Start Collected data

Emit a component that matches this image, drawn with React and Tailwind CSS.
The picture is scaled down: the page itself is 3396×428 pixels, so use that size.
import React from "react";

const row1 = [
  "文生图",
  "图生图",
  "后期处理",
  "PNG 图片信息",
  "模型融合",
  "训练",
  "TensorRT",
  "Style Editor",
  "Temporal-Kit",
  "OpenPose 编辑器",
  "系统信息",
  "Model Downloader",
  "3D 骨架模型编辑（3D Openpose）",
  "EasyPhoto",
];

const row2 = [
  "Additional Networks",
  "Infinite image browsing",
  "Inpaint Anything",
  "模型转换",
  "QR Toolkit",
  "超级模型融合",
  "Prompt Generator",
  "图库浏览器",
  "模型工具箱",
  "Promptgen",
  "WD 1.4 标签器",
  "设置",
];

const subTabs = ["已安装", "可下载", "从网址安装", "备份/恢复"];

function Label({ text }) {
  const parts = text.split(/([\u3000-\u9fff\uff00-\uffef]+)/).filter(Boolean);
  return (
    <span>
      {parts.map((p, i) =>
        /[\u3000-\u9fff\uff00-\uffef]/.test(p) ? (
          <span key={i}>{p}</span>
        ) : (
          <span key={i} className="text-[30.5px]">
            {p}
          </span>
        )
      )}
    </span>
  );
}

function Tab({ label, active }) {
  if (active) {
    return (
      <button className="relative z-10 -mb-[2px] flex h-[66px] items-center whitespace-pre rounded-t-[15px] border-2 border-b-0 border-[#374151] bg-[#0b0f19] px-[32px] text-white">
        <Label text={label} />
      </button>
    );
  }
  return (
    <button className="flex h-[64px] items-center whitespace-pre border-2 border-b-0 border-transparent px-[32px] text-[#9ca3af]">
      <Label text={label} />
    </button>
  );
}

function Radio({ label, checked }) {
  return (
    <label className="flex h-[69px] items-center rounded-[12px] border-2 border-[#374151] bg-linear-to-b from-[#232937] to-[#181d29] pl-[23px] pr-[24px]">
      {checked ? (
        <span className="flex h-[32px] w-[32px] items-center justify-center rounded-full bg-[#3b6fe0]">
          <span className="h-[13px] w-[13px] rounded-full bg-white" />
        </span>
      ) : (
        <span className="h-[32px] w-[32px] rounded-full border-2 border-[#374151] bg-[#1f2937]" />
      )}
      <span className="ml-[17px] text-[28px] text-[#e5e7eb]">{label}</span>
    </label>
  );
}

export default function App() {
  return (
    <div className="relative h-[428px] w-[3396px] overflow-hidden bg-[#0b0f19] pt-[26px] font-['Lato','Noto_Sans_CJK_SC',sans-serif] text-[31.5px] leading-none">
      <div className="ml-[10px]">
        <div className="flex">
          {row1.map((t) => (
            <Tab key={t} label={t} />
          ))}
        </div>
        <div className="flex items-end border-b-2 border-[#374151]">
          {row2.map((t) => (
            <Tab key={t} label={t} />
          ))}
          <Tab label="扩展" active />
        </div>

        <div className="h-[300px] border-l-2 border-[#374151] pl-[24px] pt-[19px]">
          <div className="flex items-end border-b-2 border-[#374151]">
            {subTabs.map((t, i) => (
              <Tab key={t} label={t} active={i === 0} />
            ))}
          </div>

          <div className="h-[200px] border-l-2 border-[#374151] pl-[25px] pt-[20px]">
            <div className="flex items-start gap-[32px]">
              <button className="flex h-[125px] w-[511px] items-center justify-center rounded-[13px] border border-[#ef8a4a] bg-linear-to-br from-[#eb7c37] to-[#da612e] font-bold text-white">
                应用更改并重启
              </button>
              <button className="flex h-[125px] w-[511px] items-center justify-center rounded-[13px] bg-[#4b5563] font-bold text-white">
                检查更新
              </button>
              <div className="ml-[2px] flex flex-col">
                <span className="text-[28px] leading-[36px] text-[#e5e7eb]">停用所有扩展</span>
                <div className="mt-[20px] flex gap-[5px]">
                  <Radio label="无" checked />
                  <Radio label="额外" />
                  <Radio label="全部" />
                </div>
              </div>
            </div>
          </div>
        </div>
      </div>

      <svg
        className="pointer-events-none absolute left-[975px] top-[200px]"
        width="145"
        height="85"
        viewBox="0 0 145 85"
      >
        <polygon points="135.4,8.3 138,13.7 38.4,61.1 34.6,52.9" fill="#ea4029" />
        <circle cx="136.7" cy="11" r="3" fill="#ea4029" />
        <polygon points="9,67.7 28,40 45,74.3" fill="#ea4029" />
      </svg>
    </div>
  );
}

End Collected data

__Written request__. Exactly the lines above from the one with "The picture is" to the one with "import React from", both included, are to be quoted; leave the rest out.

__Answer to this problem__.
The picture is scaled down: the page itself is 3396×428 pixels, so use that size.
import React from "react";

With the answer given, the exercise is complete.